The Supreme Court is bound by the law of the land and the Constitution is clear as to the allocation of powers between the federal and provincial governments.
In terms of what this legislation does, and it is important that the committee consider this, there are two sides to it. The first is that there are provisional rules that will apply throughout first nation communities, but they are provisional until the first nation itself adopts its own laws, which they can. The reality of first nations in Canada is that they are different; they have different cultures and different customs. Now with this bill those who choose to do so will be able to draft and pass their own laws, which will be endorsed and approved by the community, and then be applicable on reserve.
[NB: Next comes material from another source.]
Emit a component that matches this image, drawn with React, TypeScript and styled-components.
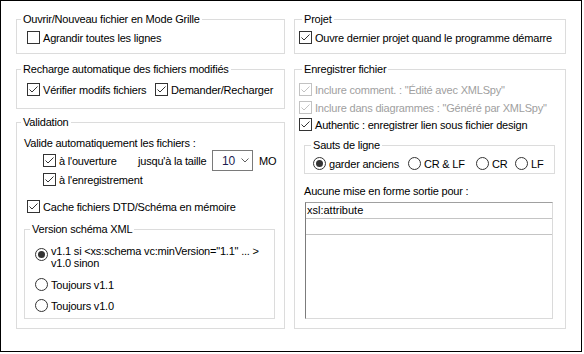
import React from "react";
import styled, { createGlobalStyle } from "styled-components";

const GlobalStyle = createGlobalStyle`
  html, body { margin: 0; padding: 0; background: #fff; }
  body {
    font-family: "Liberation Sans", Arial, sans-serif;
    font-size: 11px;
    letter-spacing: -0.2px;
    color: #000;
  }
  * { box-sizing: border-box; }
`;

const Frame = styled.div`
  width: 582px;
  height: 352px;
  border: 1px solid #000;
  background: #fff;
  display: flex;
  align-items: flex-start;
  gap: 9px;
  padding: 11px 0 0 15px;
`;

const Column = styled.div<{ $w: number }>`
  width: ${(p) => p.$w}px;
  display: flex;
  flex-direction: column;
`;

const Group = styled.fieldset<{ $mt?: number; $ml?: number; $mr?: number }>`
  margin: ${(p) => p.$mt ?? 0}px ${(p) => p.$mr ?? 0}px 0 ${(p) => p.$ml ?? 0}px;
  padding: 0;
  border: 1px solid #dcdcdc;
  min-width: 0;
`;

const Legend = styled.legend<{ $ml: number }>`
  margin-left: ${(p) => p.$ml}px;
  padding: 0 2px;
  line-height: 14px;
  height: 14px;
  white-space: nowrap;
`;

const Body = styled.div<{ $p: string }>`
  padding: ${(p) => p.$p};
  display: flex;
  flex-direction: column;
`;

const Row = styled.div<{ $mt?: number; $ml?: number; $h?: number }>`
  display: flex;
  align-items: center;
  height: ${(p) => p.$h ?? 17}px;
  margin-top: ${(p) => p.$mt ?? 0}px;
  margin-left: ${(p) => p.$ml ?? 0}px;
  white-space: nowrap;
`;

const Item = styled.label<{ $w?: number; $disabled?: boolean }>`
  display: flex;
  align-items: center;
  gap: 3px;
  ${(p) => (p.$w ? `width: ${p.$w}px; flex: none;` : "")}
  color: ${(p) => (p.$disabled ? "#a0a0a0" : "#000")};
  white-space: nowrap;
`;

const TopItem = styled.label`
  display: flex;
  align-items: flex-start;
  gap: 3px;
  line-height: 12px;
  white-space: nowrap;
`;

const Text = styled.span<{ $mt?: number; $ml?: number }>`
  display: block;
  line-height: 14px;
  margin-top: ${(p) => p.$mt ?? 0}px;
  margin-left: ${(p) => p.$ml ?? 0}px;
  white-space: nowrap;
`;

const Box = styled.span<{ $disabled?: boolean }>`
  width: 13px;
  height: 13px;
  flex: none;
  border: 1px solid ${(p) => (p.$disabled ? "#c2c2c2" : "#333")};
  background: #fff;
  display: flex;
  align-items: center;
  justify-content: center;
`;

const RadioCircle = styled.span<{ $mt?: number }>`
  width: 13px;
  height: 13px;
  flex: none;
  border: 1px solid #333;
  border-radius: 50%;
  background: #fff;
  display: flex;
  align-items: center;
  justify-content: center;
  margin-top: ${(p) => p.$mt ?? 0}px;
`;

const Dot = styled.span`
  width: 7px;
  height: 7px;
  border-radius: 50%;
  background: #333;
`;

const Combo = styled.div`
  width: 41px;
  height: 21px;
  border: 1px solid #7a7a7a;
  display: flex;
  align-items: center;
  padding-left: 9px;
  gap: 6px;
  color: #1c1c50;
  font-size: 12px;
  flex: none;
`;

const Unit = styled.span`
  margin-left: 6px;
`;

const ListBox = styled.div`
  margin: 4px 0 0 10px;
  width: 248px;
  height: 117px;
  border-top: 1px solid #a0a0a0;
  border-left: 1px solid #7c7c7c;
  border-right: 1px solid #dadada;
  border-bottom: 1px solid #dadada;
  display: flex;
  flex-direction: column;
`;

const ListRow = styled.div`
  height: 16px;
  border-bottom: 1px solid #c4c4c4;
  line-height: 15px;
  padding-left: 1px;
  letter-spacing: 0;
`;

const Check = ({ checked = true, disabled = false }: { checked?: boolean; disabled?: boolean }) => (
  <Box $disabled={disabled}>
    {checked && (
      <svg width="11" height="11" viewBox="0 0 11 11">
        <path d="M1.5 5.5 L4 8 L9.5 2.5" fill="none" stroke={disabled ? "#c2c2c2" : "#333"} strokeWidth="1" />
      </svg>
    )}
  </Box>
);

const Radio = ({ checked = false, mt }: { checked?: boolean; mt?: number }) => (
  <RadioCircle $mt={mt}>{checked && <Dot />}</RadioCircle>
);

const Chevron = () => (
  <svg width="8" height="5" viewBox="0 0 8 5">
    <path d="M0.5 0.5 L4 4 L7.5 0.5" fill="none" stroke="#606060" strokeWidth="1" />
  </svg>
);

export default function App() {
  return (
    <>
      <GlobalStyle />
      <Frame>
        <Column $w={269}>
          <Group>
            <Legend $ml={4}>Ouvrir/Nouveau fichier en Mode Grille</Legend>
            <Body $p="3px 0 7px 10px">
              <Row>
                <Item>
                  <Check checked={false} />
                  Agrandir toutes les lignes
                </Item>
              </Row>
            </Body>
          </Group>

          <Group $mt={8}>
            <Legend $ml={4}>Recharge automatique des fichiers modifiés</Legend>
            <Body $p="5px 0 10px 10px">
              <Row>
                <Item $w={128}>
                  <Check />
                  Vérifier modifs fichiers
                </Item>
                <Item>
                  <Check />
                  Demander/Recharger
                </Item>
              </Row>
            </Body>
          </Group>

          <Group $mt={6}>
            <Legend $ml={4}>Validation</Legend>
            <Body $p="7px 9px 9px 7px">
              <Text>Valide automatiquement les fichiers :</Text>
              <Row $h={21} $ml={19}>
                <Item $w={95}>
                  <Check />
                  à l'ouverture
                </Item>
                <Item $w={74}>jusqu'à la taille</Item>
                <Combo>
                  10
                  <Chevron />
                </Combo>
                <Unit>MO</Unit>
              </Row>
              <Row $ml={19}>
                <Item>
                  <Check />
                  à l'enregistrement
                </Item>
              </Row>
              <Row $mt={10} $ml={3}>
                <Item>
                  <Check />
                  Cache fichiers DTD/Schéma en mémoire
                </Item>
              </Row>
              <Group $mt={7}>
                <Legend $ml={5}>Version schéma XML</Legend>
                <Body $p="9px 0 4px 10px">
                  <TopItem>
                    <Radio checked mt={3} />
                    <span>
                      v1.1 si &lt;xs:schema vc:minVersion="1.1" ... &gt;
                      <br />
                      v1.0 sinon
                    </span>
                  </TopItem>
                  <Row $mt={7}>
                    <Item>
                      <Radio />
                      Toujours v1.1
                    </Item>
                  </Row>
                  <Row $mt={4}>
                    <Item>
                      <Radio />
                      Toujours v1.0
                    </Item>
                  </Row>
                </Body>
              </Group>
            </Body>
          </Group>
        </Column>

        <Column $w={272}>
          <Group>
            <Legend $ml={7}>Projet</Legend>
            <Body $p="3px 0 7px 4px">
              <Row>
                <Item>
                  <Check />
                  Ouvre dernier projet quand le programme démarre
                </Item>
              </Row>
            </Body>
          </Group>

          <Group $mt={8}>
            <Legend $ml={7}>Enregistrer fichier</Legend>
            <Body $p="5px 0 9px 0">
              <Row $ml={4}>
                <Item $disabled>
                  <Check disabled />
                  Inclure comment. : "Édité avec XMLSpy"
                </Item>
              </Row>
              <Row $mt={1} $ml={4}>
                <Item $disabled>
                  <Check disabled />
                  Inclure dans diagrammes : "Généré par XMLSpy"
                </Item>
              </Row>
              <Row $ml={4}>
                <Item>
                  <Check />
                  Authentic : enregistrer lien sous fichier design
                </Item>
              </Row>
              <Group $mt={5} $ml={9} $mr={10}>
                <Legend $ml={6}>Sauts de ligne</Legend>
                <Body $p="3px 0 1px 8px">
                  <Row>
                    <Item $w={95}>
                      <Radio checked />
                      garder anciens
                    </Item>
                    <Item $w={68}>
                      <Radio />
                      CR &amp; LF
                    </Item>
                    <Item $w={39}>
                      <Radio />
                      CR
                    </Item>
                    <Item>
                      <Radio />
                      LF
                    </Item>
                  </Row>
                </Body>
              </Group>
              <Text $mt={10} $ml={9}>Aucune mise en forme sortie pour :</Text>
              <ListBox>
                <ListRow>xsl:attribute</ListRow>
                <ListRow />
              </ListBox>
            </Body>
          </Group>
        </Column>
      </Frame>
    </>
  );
}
This is why I said earlier that this is not at all paternalistic. This is giving the first nation communities the powers to adopt laws that will deal with the very issue at the heart of Bill S-2. For those who don't, then the federal rules will apply. We know that this will not happen overnight. That's why we have this one-year period from the day the bill receives royal assent. For one year nothing will happen. The first nations who want to adopt their own laws during that year will be able to do so. They will come into force one year after royal assent, just like the provisional federal rules will. At that time, either the federal law applies or the local community law applies.
I think it's a practical approach to a difficult problem in terms of implementation. What you also have to know is that the centre of excellence, which will be set up after royal assent is given to the bill, will help first nations in developing these laws for their own communities.